1) Once you reach age 59 ½, your risk level should be decreasing. Especially if you plan to retire in the next few years. The in-service withdrawal will allow you to move any amount of money, up to 100%, from your current company plan to an account that is custom-fit for your specific situation. The funds that remain in the employer plan and all future payroll deposits can still participate in the market. Having more than one account can help you create a good mixture of potential growth and safety, giving you a more balanced portfolio.
2) This qualified distribution/rollover is NOT taxable when done correctly. There is no mandatory 20% withholding nor is there a 10% penalty on the distribution, like there is prior to age 59 ½. The funds will be moved to qualified, tax-deferred account and there is no taxable income reported to the IRS.
3) Employer plans often have limited investment options. A rollover can offer you several things that are not available inside your employer plan such as an increased number of investment options offered by the new custodian and/or fixed income options that protect you from market fluctuation. IRA’s have benefits and features that employer plans do not offer. And vice versa. (Always ask a qualified advisor if an IRA would be a better fit for you in your specific situation.)

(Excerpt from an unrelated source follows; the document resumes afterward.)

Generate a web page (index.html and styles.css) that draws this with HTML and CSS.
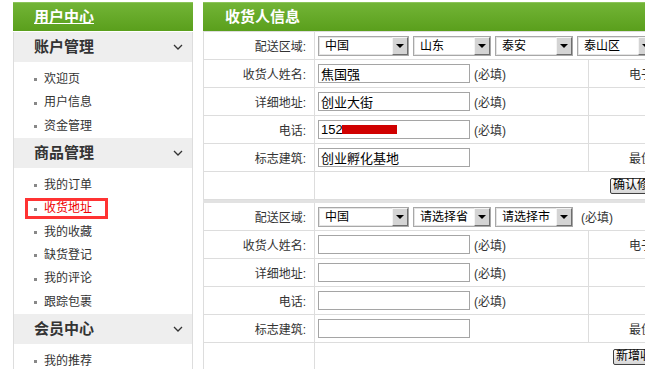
FILE: index.html
```html
<!DOCTYPE html>
<html lang="zh-CN">
<head>
    <meta charset="UTF-8">
    <meta name="viewport" content="width=device-width, initial-scale=1.0">
    <title>收货地址</title>
    <link rel="stylesheet" href="styles.css">
</head>
<body>
<div class="page">
    <!-- 左侧菜单 -->
    <div class="sidebar">
        <div class="side-title"><a href="#">用户中心</a></div>
        <div class="side-body">
            <div class="menu-head">账户管理<svg width="10" height="6" viewBox="0 0 10 6"><polyline points="1,1 5,5 9,1" fill="none" stroke="#333" stroke-width="1.3"/></svg></div>
            <ul class="menu">
                <li>欢迎页</li>
                <li>用户信息</li>
                <li>资金管理</li>
            </ul>
            <div class="menu-head">商品管理<svg width="10" height="6" viewBox="0 0 10 6"><polyline points="1,1 5,5 9,1" fill="none" stroke="#333" stroke-width="1.3"/></svg></div>
            <ul class="menu">
                <li>我的订单</li>
                <li class="active">收货地址</li>
                <li>我的收藏</li>
                <li>缺货登记</li>
                <li>我的评论</li>
                <li>跟踪包裹</li>
            </ul>
            <div class="menu-head">会员中心<svg width="10" height="6" viewBox="0 0 10 6"><polyline points="1,1 5,5 9,1" fill="none" stroke="#333" stroke-width="1.3"/></svg></div>
            <ul class="menu">
                <li>我的推荐</li>
            </ul>
        </div>
    </div>

    <!-- 收货人信息 -->
    <div class="main">
        <div class="main-title">收货人信息</div>

        <table class="addr">
            <colgroup><col class="c1"><col class="c2"><col></colgroup>
            <tr>
                <td class="label">配送区域:</td>
                <td colspan="2"><span class="sel sel-wide"><span class="sel-text">中国</span><span class="sel-btn"></span></span><span class="sel"><span class="sel-text">山东</span><span class="sel-btn"></span></span><span class="sel"><span class="sel-text">泰安</span><span class="sel-btn"></span></span><span class="sel"><span class="sel-text">泰山区</span><span class="sel-btn"></span></span></td>
            </tr>
            <tr>
                <td class="label">收货人姓名:</td>
                <td><input class="txt" type="text" value="焦国强"><span class="req">(必填)</span></td>
                <td class="extra">电子邮件:</td>
            </tr>
            <tr>
                <td class="label">详细地址:</td>
                <td><input class="txt" type="text" value="创业大街"><span class="req">(必填)</span></td>
                <td></td>
            </tr>
            <tr>
                <td class="label">电话:</td>
                <td><span class="mask-wrap"><input class="txt" type="text" value="152"><span class="redact"></span></span><span class="req">(必填)</span></td>
                <td></td>
            </tr>
            <tr>
                <td class="label">标志建筑:</td>
                <td><input class="txt" type="text" value="创业孵化基地"></td>
                <td class="extra">最佳送货时间:</td>
            </tr>
            <tr>
                <td></td>
                <td colspan="2" class="btn-cell"><button class="btn">确认修改</button></td>
            </tr>
        </table>

        <table class="addr addr-new">
            <colgroup><col class="c1"><col class="c2"><col></colgroup>
            <tr>
                <td class="label">配送区域:</td>
                <td colspan="2"><span class="sel sel-wide"><span class="sel-text">中国</span><span class="sel-btn"></span></span><span class="sel"><span class="sel-text">请选择省</span><span class="sel-btn"></span></span><span class="sel"><span class="sel-text">请选择市</span><span class="sel-btn"></span></span><span class="req">(必填)</span></td>
            </tr>
            <tr>
                <td class="label">收货人姓名:</td>
                <td><input class="txt" type="text"><span class="req">(必填)</span></td>
                <td class="extra">电子邮件:</td>
            </tr>
            <tr>
                <td class="label">详细地址:</td>
                <td><input class="txt" type="text"><span class="req">(必填)</span></td>
                <td></td>
            </tr>
            <tr>
                <td class="label">电话:</td>
                <td><input class="txt" type="text"><span class="req">(必填)</span></td>
                <td></td>
            </tr>
            <tr>
                <td class="label">标志建筑:</td>
                <td><input class="txt" type="text"></td>
                <td class="extra">最佳送货时间:</td>
            </tr>
            <tr>
                <td></td>
                <td colspan="2" class="btn-cell btn-cell-new"><button class="btn">新增收货地址</button></td>
            </tr>
        </table>
    </div>
</div>
</body>
</html>
```

FILE: styles.css
```css
html, body {
    overflow: hidden;
}

body {
    margin: 0;
    padding: 2px 0 0 13px;
    font-family: "Liberation Sans", "Noto Sans CJK SC", sans-serif;
    font-size: 12px;
    color: #333;
    background-color: #fff;
}

.page {
    display: flex;
    gap: 10px;
    width: 760px;
}

/* 左侧菜单 */
.sidebar {
    width: 180px;
    flex: none;
}

.side-title,
.main-title {
    height: 28px;
    line-height: 27px;
    border-top: 1px solid #8cc45a;
    background: linear-gradient(#72b436, #5a9f1c);
    color: #fff;
    font-size: 15px;
    font-weight: bold;
}

.side-title {
    padding-left: 21px;
    margin-bottom: 1px;
}

.side-title a {
    color: #fff;
    text-decoration: underline;
}

.side-body {
    border-left: 1px solid #ddd;
    border-right: 1px solid #ddd;
    min-height: 400px;
}

.menu-head {
    box-sizing: border-box;
    height: 30px;
    display: flex;
    justify-content: space-between;
    align-items: center;
    padding: 0 9px 3px 20px;
    background-color: #eee;
    font-size: 15px;
    font-weight: bold;
    color: #333;
}

.menu-head svg {
    margin-top: 3px;
}

.menu {
    list-style: none;
    margin: 0;
    padding: 6px 0 0;
}

.menu li {
    position: relative;
    height: 23.33px;
    line-height: 23.33px;
    padding-left: 20px;
    color: #333;
}

.menu li::before {
    content: "";
    display: inline-block;
    width: 3px;
    height: 3px;
    background-color: #888;
    margin-right: 7px;
    vertical-align: middle;
}

.menu li.active {
    color: #e00;
}

/* 红框标注 */
.menu li.active::after {
    content: "";
    position: absolute;
    left: 11px;
    top: 1px;
    width: 83px;
    height: 21px;
    border: 3px solid #f33;
    box-sizing: border-box;
}

/* 右侧表单 */
.main {
    width: 560px;
    flex: none;
}

.main-title {
    padding-left: 22px;
}

.addr {
    width: 100%;
    border-collapse: collapse;
    table-layout: fixed;
}

.addr .c1 {
    width: 111px;
}

.addr .c2 {
    width: 274px;
}

.addr td {
    height: 27px;
    padding: 0 0 0 3px;
    border: 1px solid #ddd;
    vertical-align: middle;
    white-space: nowrap;
}

.addr-new {
    border-top: 3px solid #e2e2e2;
}

.addr td.label {
    text-align: right;
    padding: 0 8px 0 0;
}

.addr td.extra {
    padding-left: 40px;
}

.sel {
    display: inline-flex;
    align-items: center;
    box-sizing: border-box;
    width: 78px;
    height: 20px;
    margin-right: 4px;
    border: 1px solid #a8a8a8;
    box-shadow: inset 0 0 0 1px #e4e4e4;
    background-color: #fff;
    vertical-align: middle;
}

.sel-wide {
    width: 91px;
}

.sel-text {
    flex: 1;
    padding-left: 6px;
    color: #000;
    font-size: 12px;
    line-height: 18px;
}

.sel-btn {
    position: relative;
    box-sizing: border-box;
    width: 16px;
    height: 18px;
    background-color: #d4d4d4;
    border: 1px solid;
    border-color: #f4f4f4 #6e6e6e #6e6e6e #f4f4f4;
}

.sel-btn::after {
    content: "";
    position: absolute;
    left: 3px;
    top: 6px;
    border-left: 4px solid transparent;
    border-right: 4px solid transparent;
    border-top: 4px solid #000;
}

.txt {
    box-sizing: border-box;
    width: 152px;
    height: 19px;
    margin: 0;
    padding: 0 2px;
    border: 1px solid #a5a5a5;
    font-family: "Liberation Sans", "Noto Sans CJK SC", sans-serif;
    font-size: 13px;
    color: #000;
    vertical-align: middle;
}

.mask-wrap {
    position: relative;
    display: inline-block;
    vertical-align: middle;
}

.mask-wrap .txt {
    display: block;
}

.redact {
    position: absolute;
    left: 24px;
    top: 5px;
    width: 55px;
    height: 9px;
    background-color: #d00000;
}

.req {
    margin-left: 4px;
    vertical-align: middle;
}

.btn-cell {
    padding-left: 295px !important;
}

.btn-cell-new {
    padding-left: 298px !important;
}

.btn {
    height: 16px;
    line-height: 13px;
    padding: 0 2px;
    border: 1px solid #404040;
    border-radius: 2px;
    background: linear-gradient(#ffffff, #d6d6d6);
    color: #000;
    font-family: "Liberation Sans", "Noto Sans CJK SC", sans-serif;
    font-size: 12px;
    vertical-align: middle;
}
```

4) Income now, if needed. Distributions from an employer plan have a mandatory 20% tax withholding. Rolling over funds to an IRA will avoid this 20% withholding. Any funds that are moved into an IRA can immediately be used for income and there is no 10% penalty or forced tax withholding. You can decide to withhold taxes from the distribution from the IRA or not.
5) RMD planning. Tax-deferred accounts have various rules for when your required minimum distributions begin. Having retirement money in both a employer plan and an IRA can offer you multiple options for dealing with Uncle Sam and the tax-infested distributions he will require from you in the future.
When I talk to people who are planning for their future retirement, and I share something with them they have never heard before, they will often say, “Sometimes you just don’t know what you just don’t know. I wish I would have heard about this many years ago.” Like many other things you learn about in life, the age 59 ½ in-service withdrawal might be one of those things you wish you had heard about long before now. However, what matters most is taking advantage of it once you are aware it exists.
If you are not sure whether or not an in-service withdrawal is offered by your employer, reach out to a qualified advisor and talk to your HR department. Hopefully, this will put a new arrow in your quiver and give you another weapon that will help you take aim at the best retirement possible for you and your family.